Doubt thou the stars are fire;
Doubt that the sun doth move;
Doubt truth to be a liar;
But never doubt I love.

OH GOD YOU'RE RIGHT IT'S SO INCOMPREHENSIBLE

I’ve performed dozens of Shakespeare’s plays, even the obscure ones still get performed.

>t. actorfag

the virgin good faith argument
the chad cherrypick

Just one cherry is sufficient to prove user's claim that
>"doubt" meant "suspect" when Shakespeare used it

(the third use would indeed be replaced in modem English with 'suspect', but the first, second and fourth are the same as the modern 'doubt')

Not him, but 'doubt' means 'suspect' pretty much now too.

cherrypick by definition proves nothing, the overall point stands. also, sure, it didn't have the same meaning every time, but most people will also not know that

Read the script
The you will enjoy the play much more

I've seen quite a bit in Canada.
Can confirm.

> his colleagues Heminges and Condell advised in their preface to the First Folio - "Read him therefore, and again and again, and if then you do not like him, surely you are in manifest danger not to understand him."

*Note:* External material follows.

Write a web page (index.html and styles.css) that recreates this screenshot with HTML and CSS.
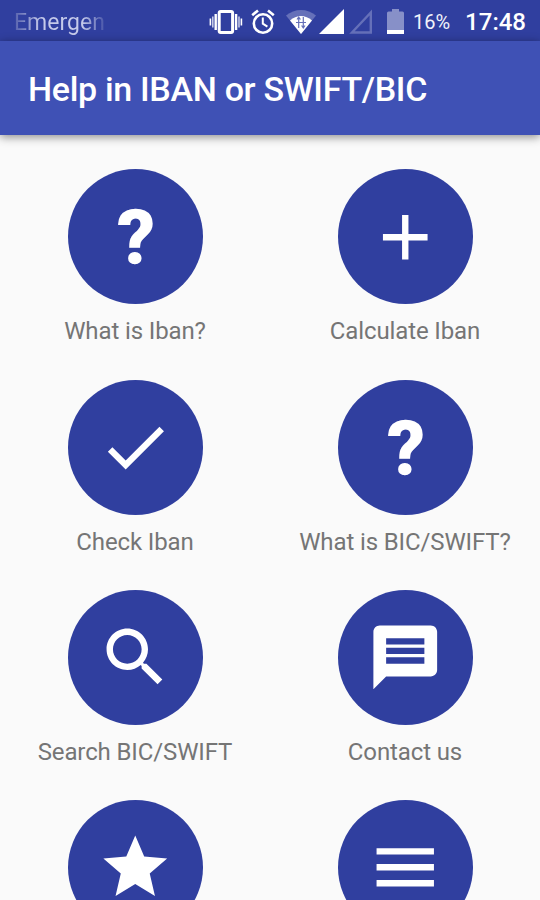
FILE: index.html
```html
<!DOCTYPE html>
<html lang="en">
<head>
    <meta charset="UTF-8">
    <meta name="viewport" content="width=device-width, initial-scale=1.0">
    <title>Help in IBAN or SWIFT/BIC</title>
    <link rel="stylesheet" href="styles.css">
</head>
<body>

    <div class="status-bar">
        <span class="carrier">Emergen</span>
        <div class="status-icons">
            <!-- vibrate -->
            <svg class="vibrate" width="34" height="26" viewBox="0 0 34 26">
                <rect x="10.2" y="2.5" width="13.4" height="21" rx="1.5" fill="none" stroke="#fff" stroke-width="3"/>
                <path d="M6.7 5v16M27.1 5v16" stroke="#fff" stroke-width="2.4"/>
                <path d="M3.8 7.5v11M30 7.5v11" stroke="#c3c8e6" stroke-width="1.6"/>
                <path d="M1.4 9.5v7M32.4 9.5v7" stroke="#fff" stroke-width="1.6"/>
            </svg>
            <!-- alarm -->
            <svg class="alarm" width="24" height="26" viewBox="0 0 24 26">
                <circle cx="12" cy="14.5" r="9.2" fill="none" stroke="#fff" stroke-width="2.6"/>
                <path d="M1.2 6.2L7 1.4M22.8 6.2L17 1.4" stroke="#fff" stroke-width="2.6"/>
                <path d="M11.8 8.5v6.2l4.6 3" fill="none" stroke="#fff" stroke-width="2"/>
            </svg>
            <!-- wifi -->
            <svg class="wifi" width="32" height="26" viewBox="0 0 32 26">
                <path d="M1 6.5C9.5 -1 22.5 -1 31 6.5L16 25z" fill="#6570b9"/>
                <path d="M5 11.5C11.5 5.5 20.5 5.5 27 11.5L16 25z" fill="#fff"/>
                <path d="M13.7 8v11M18.3 8v11M12 10.5l1.7-2.5 1.7 2.5M16.6 16.5l1.7 2.5 1.7-2.5M11 13.5h10" fill="none" stroke="#6570b9" stroke-width="1.2"/>
            </svg>
            <!-- signal -->
            <svg class="signal" width="25" height="25" viewBox="0 0 25 25">
                <path d="M25 0v25H0z" fill="#fff"/>
            </svg>
            <svg class="signal-empty" width="24" height="25" viewBox="0 0 24 25">
                <path d="M21.8 3.5v20H3z" fill="none" stroke="#6570b9" stroke-width="2.4"/>
            </svg>
            <!-- battery -->
            <svg class="battery" width="17" height="25" viewBox="0 0 17 25">
                <path d="M1.5 2.5H5V0h7v2.5h3.5Q17 2.5 17 4v17H0V4Q0 2.5 1.5 2.5z" fill="#8790c8"/>
                <path d="M0 21h17v4H0z" fill="#fff"/>
            </svg>
        </div>
        <span class="percent">16%</span>
        <span class="clock">17:48</span>
    </div>

    <div class="app-bar">
        <h1>Help in IBAN or SWIFT/BIC</h1>
    </div>

    <div class="menu">
        <a class="item">
            <span class="circle question">?</span>
            <span class="label">What is Iban?</span>
        </a>
        <a class="item">
            <span class="circle">
                <svg viewBox="0 0 24 24"><path d="M19 13h-6v6h-2v-6H5v-2h6V5h2v6h6v2z"/></svg>
            </span>
            <span class="label">Calculate Iban</span>
        </a>
        <a class="item">
            <span class="circle">
                <svg viewBox="0 0 24 24"><path d="M9 16.17L4.83 12l-1.42 1.41L9 19 21 7l-1.41-1.41z"/></svg>
            </span>
            <span class="label">Check Iban</span>
        </a>
        <a class="item">
            <span class="circle question">?</span>
            <span class="label">What is BIC/SWIFT?</span>
        </a>
        <a class="item">
            <span class="circle">
                <svg viewBox="0 0 24 24"><path d="M15.5 14h-.79l-.28-.27C15.41 12.59 16 11.11 16 9.5 16 5.91 13.09 3 9.5 3S3 5.91 3 9.5 5.91 16 9.5 16c1.61 0 3.09-.59 4.23-1.57l.27.28v.79l5 4.99L20.49 19l-4.99-5zm-6 0C7.01 14 5 11.99 5 9.5S7.01 5 9.5 5 14 7.01 14 9.5 11.99 14 9.5 14z"/></svg>
            </span>
            <span class="label">Search BIC/SWIFT</span>
        </a>
        <a class="item">
            <span class="circle">
                <svg viewBox="0 0 24 24"><path d="M20 2H4c-1.1 0-1.99.9-1.99 2L2 22l4-4h14c1.1 0 2-.9 2-2V4c0-1.1-.9-2-2-2zm-2 12H6v-2h12v2zm0-3H6V9h12v2zm0-3H6V6h12v2z"/></svg>
            </span>
            <span class="label">Contact us</span>
        </a>
        <a class="item">
            <span class="circle">
                <svg viewBox="0 0 24 24"><path d="M12 17.27L18.18 21l-1.64-7.03L22 9.24l-7.19-.61L12 2 9.19 8.63 2 9.24l5.46 4.73L5.82 21z"/></svg>
            </span>
        </a>
        <a class="item">
            <span class="circle">
                <svg viewBox="0 0 24 24"><path d="M3 18h18v-2H3v2zm0-5h18v-2H3v2zm0-7v2h18V6H3z"/></svg>
            </span>
        </a>
    </div>

</body>
</html>
```

FILE: styles.css
```css
* {
    box-sizing: border-box;
}
body {
    display: flex;
    flex-direction: column;
    margin: 0;
    height: 900px;
    overflow: hidden;
    font-family: Roboto, "Liberation Sans", sans-serif;
    background: #fafafa;
    color: #757575;
}
.status-bar {
    display: flex;
    flex: none;
    align-items: center;
    height: 41px;
    padding: 2px 14px 0;
    background: #303f9f;
    color: white;
}
.carrier {
    width: 91px;
    padding-top: 1px;
    font-size: 23px;
    color: transparent;
    background: linear-gradient(to right, #5560ad, #c5caea 30%, #c5caea 75%, #4653a8);
    background-clip: text;
    -webkit-background-clip: text;
}
.status-icons {
    display: flex;
    align-items: center;
    margin-left: 104px;
}
.alarm {
    margin-left: 8px;
}
.wifi {
    margin-left: 10px;
}
.signal {
    margin-left: 2px;
}
.signal-empty {
    margin-left: 5px;
}
.battery {
    margin-left: 14px;
}
.percent {
    margin-left: 9px;
    font-size: 20px;
    color: #f0f2fa;
}
.clock {
    margin-left: auto;
    font-size: 24px;
    font-weight: 500;
}
.app-bar {
    display: flex;
    flex: none;
    align-items: center;
    height: 94px;
    padding: 2px 28px 0;
    background: #3f51b5;
    color: white;
    box-shadow: 0 2px 9px rgba(0, 0, 0, 0.45);
}
.app-bar h1 {
    margin: 0;
    font-size: 34px;
    font-weight: 500;
    letter-spacing: -0.32px;
    white-space: nowrap;
}
.menu {
    display: grid;
    flex: 1;
    min-height: 0;
    overflow: hidden;
    grid-template-columns: 1fr 1fr;
    grid-auto-rows: 210.3px;
    padding-top: 34.25px;
    /* keep the app bar shadow visible */
    background: transparent;
}
.item {
    display: flex;
    flex-direction: column;
    align-items: center;
}
.circle {
    display: flex;
    justify-content: center;
    align-items: center;
    flex: none;
    width: 135px;
    height: 135px;
    border-radius: 50%;
    background: #303f9f;
    color: white;
}
.circle svg {
    width: 76.5px;
    height: 76.5px;
    fill: white;
}
.question {
    padding: 1px 0 0 2px;
    font-size: 75px;
    font-weight: 700;
    -webkit-text-stroke: 1.5px white;
}
.label {
    margin-top: 13px;
    font-size: 24px;
    line-height: 28px;
    letter-spacing: -0.12px;
    white-space: nowrap;
}
```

buy a copy of the complete works, put it in a food processor (cutting apart as necessary to fit), pour in a third of a bottle of apple juice, throw in a couple bananas, strawberries and a splash of milk. blend on high for 45 seconds to discover the true pediatrician way to enjoy billy the bard.

>actors and directors don’t understand Shakespeare

Maybe in high school, but there are plenty of professionals who only direct or perform in Shakespeare plays. No self respecting stage actor doesn’t understand Shakespeare, other than the occasional archaic word.

seattle shakespeare company is doing timon of athens
pretty pumped desu
moneymoneymoneymoney
>Great Timon, noble, worthy, royal Timon!
>Ah, when the means are gone that buy this praise,
>The breath is gone whereof this praise is made:
>Feast-won, fast-lost; one cloud of winter showers,
>These flies are couch'd.

>tfw I live near the Globe but I have no-one to go with

Go by yourself, silly. IIRC groundling tickets are £5, which is ridiculously, absurdly cheap.

I'd second the below. I'm willing to bet a lot of people go alone.

Hmm, maybe I'll consider it. I've been to music shows alone. None of my friends are remotely interested in literature so this might be my only option. Then again, Shakespeare was popular entertainment in his day, so I could always try that angle.